The AWEX EMI closed at 2016c, down 11c for the week, and posting the first negative week result for the EMI for 2019. Price pressure came on when the weekly national offering increased from early estimates of 36,000 bales to the 49,000 bales. The catalyst was obviously the sharp rise in last week’s EMI drawing wool available for sale forward.
Merino Fleece opened weaker (down 25-35c) in Melbourne on Tuesday. Wednesday saw Sydney quickly align to the new price basis and a consolidation of Melbourne’s price. The Final day of selling saw some strength return onto the market right to the close.
Merino Skirtings moved parallel to their fleece counterparts.
Crossbreds generally found a price support level after accrued rises of 265c for in 2019 for both 28-MPG (+30%) and 30-MPG (+37.5%).
Carding Wools were generally slightly cheaper in Sydney and Fremantle.
The South African sales progressed this week with the Cape Wool Indicator holding up reasonably well given the absence of China (due to the import ban on SA wools) in their market. This mainly affected their broad micron and prem shorn categories.
Forward Price Report from Michael Avery (Southern Aurora Wool): Michael Avery Reports another volatile week that saw the anticipated pull back in the spot market realised over the first two days followed by a consolidation in prices on the close. The result for the forwards was solid trading to begin the week then a standoff as the market looked to find a base. Grower participation was light in the prompt months as the dislocation between the current spot auction and the export forward price continues. Growers seem comfortable with short and medium term risk (March to June) while exporters are unable to justify bidding higher when forward sales cannot be executed at current spot levels. Trades were executed in April and May at 2280 for 21.0 microns setting new highs. Bidding remains at 2250 out to June presenting solid hedge levels. Processors are left having to buy hand to mouth to run machinery while not being able to pass the cost of production down the pipeline.
The balance of supply and demand is critical with export numbers continuing to fall but production numbers are falling at similar rates. This has caused the spreads between microns to tighten as processors look to fill machinery at the lowest cost.
The risk profile remains high.

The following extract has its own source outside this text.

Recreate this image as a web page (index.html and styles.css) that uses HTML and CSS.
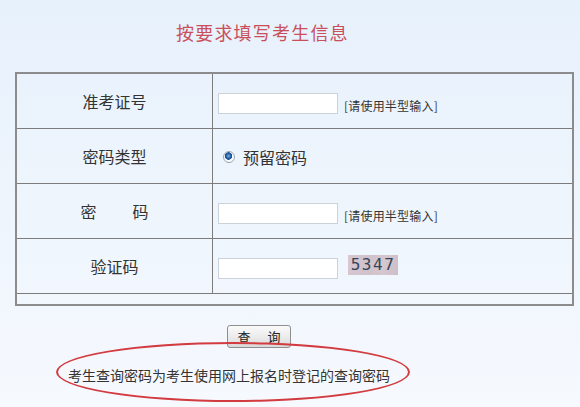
FILE: index.html
```html
<!DOCTYPE html>
<html lang="zh-CN">
<head>
<meta charset="utf-8">
<title>按要求填写考生信息</title>
<link rel="stylesheet" href="styles.css">
</head>
<body>
<div class="page">
  <h1 class="title">按要求填写考生信息</h1>
  <table class="form">
    <tr>
      <td class="label">准考证号</td>
      <td class="field"><input class="text" type="text"><span class="hint">[请使用半型输入]</span></td>
    </tr>
    <tr>
      <td class="label">密码类型</td>
      <td class="field"><span class="radio"></span><span class="option">预留密码</span></td>
    </tr>
    <tr>
      <td class="label"><span class="spread">密</span><span>码</span></td>
      <td class="field"><input class="text" type="password"><span class="hint">[请使用半型输入]</span></td>
    </tr>
    <tr>
      <td class="label">验证码</td>
      <td class="field"><input class="text" type="text"><span class="captcha">5347</span></td>
    </tr>
    <tr class="spacer">
      <td colspan="2"></td>
    </tr>
  </table>
  <div class="actions">
    <button class="query" type="button"><span>查</span><span>询</span></button>
  </div>
  <p class="note">考生查询密码为考生使用网上报名时登记的查询密码</p>
  <div class="ring"></div>
</div>
</body>
</html>
```
FILE: styles.css
```css
html, body {
  margin: 0;
  padding: 0;
}
body {
  width: 580px;
  height: 407px;
  overflow: hidden;
  background: linear-gradient(to bottom, #e7f1fc 0%, #eef5fd 50%, #f6f9fe 100%);
  font-family: "Noto Sans CJK SC", "Noto Sans", sans-serif;
  color: #333;
}
.page {
  position: relative;
  padding-top: 20px;
}
.title {
  margin: 0;
  padding-left: 176px;
  height: 24px;
  line-height: 24px;
  font-size: 18px;
  font-weight: normal;
  letter-spacing: 1.2px;
  color: #c9505b;
}
.form {
  margin: 28px 0 0 15px;
  width: 559px;
  border-collapse: collapse;
  border: 2px solid #8c8c8c;
}
.form td {
  border: 1px solid #7c7c7c;
  padding: 0;
  height: 54px;
}
.form .label {
  width: 195px;
  text-align: center;
  font-size: 16px;
  color: #333;
}
.spread {
  margin-right: 36px;
}
.form .field {
  padding-left: 5px;
}
.text {
  box-sizing: border-box;
  width: 120px;
  height: 21px;
  border: 1px solid #cbd2da;
  background: #fff;
  margin: 0;
  padding: 0 2px;
  vertical-align: middle;
}
.hint {
  margin-left: 6px;
  font-size: 12px;
  letter-spacing: 0.2px;
  color: #333;
  vertical-align: middle;
  position: relative;
  top: 2px;
}
.radio {
  display: inline-block;
  box-sizing: border-box;
  width: 12px;
  height: 12px;
  margin-left: 5px;
  border-radius: 50%;
  border: 1px solid #9aa6b2;
  background: radial-gradient(circle at 45% 40%, #7fb6e6 0, #2a6bb0 2px, #1b4f8a 3.5px, #f4f7fa 4px, #ffffff 6px);
  vertical-align: middle;
}
.option {
  margin-left: 8px;
  font-size: 16px;
  vertical-align: middle;
}
.captcha {
  display: inline-block;
  margin-left: 10px;
  width: 50px;
  height: 20px;
  line-height: 20px;
  text-align: center;
  background: linear-gradient(100deg, #d9c7cf 0%, #cfc2cc 40%, #d6c6cd 70%, #cdbfca 100%);
  font-family: "DejaVu Sans Mono", monospace;
  font-size: 16px;
  letter-spacing: 1.5px;
  color: #34455a;
  vertical-align: middle;
  position: relative;
  top: -3px;
}
.form .spacer td {
  height: 10px;
}
.actions {
  margin-top: 19px;
  padding-left: 227px;
  height: 23px;
}
.query {
  display: flex;
  justify-content: center;
  align-items: center;
  gap: 17px;
  box-sizing: border-box;
  width: 64px;
  height: 23px;
  margin: 0;
  padding: 0;
  border: 1px solid #8e8e8e;
  border-radius: 3px;
  background: linear-gradient(to bottom, #fafafa 0%, #ececec 50%, #d9d9d9 100%);
  font-family: "Noto Sans CJK SC", sans-serif;
  font-size: 13px;
  color: #222;
}
.note {
  margin: 17px 0 0 0;
  padding-left: 68px;
  line-height: 20px;
  font-size: 14px;
  color: #333;
}
.ring {
  position: absolute;
  left: 56px;
  top: 342px;
  width: 354px;
  height: 60px;
  box-sizing: border-box;
  border: 2px solid #d23b3f;
  border-radius: 50%;
}
```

The most pleasing result for the week coming via solid trading levels continuing out in 2020. November and December 2020 for 19.0 traded at 2150. This equates to 85th percentile for the last four years of data.
This week’s Auction sales realised $99.27m, taking the YTD value of wool sold to $2,243.53m, an average bale value of $2198.71. Next week the national offering is 46,128 bales up 8000 bales from early estimates. Due to the strong price signals towards the end of this week, I would expect that the price level next week should be easily maintained. Despite the weekly sales showing some improve over the past two weeks the AWTA statistics for the end of February indicate YTD bales sampled in Australia totalled 1,229,845 down 11.2% with NSW the hardest hit with bales sampled down 16.3%.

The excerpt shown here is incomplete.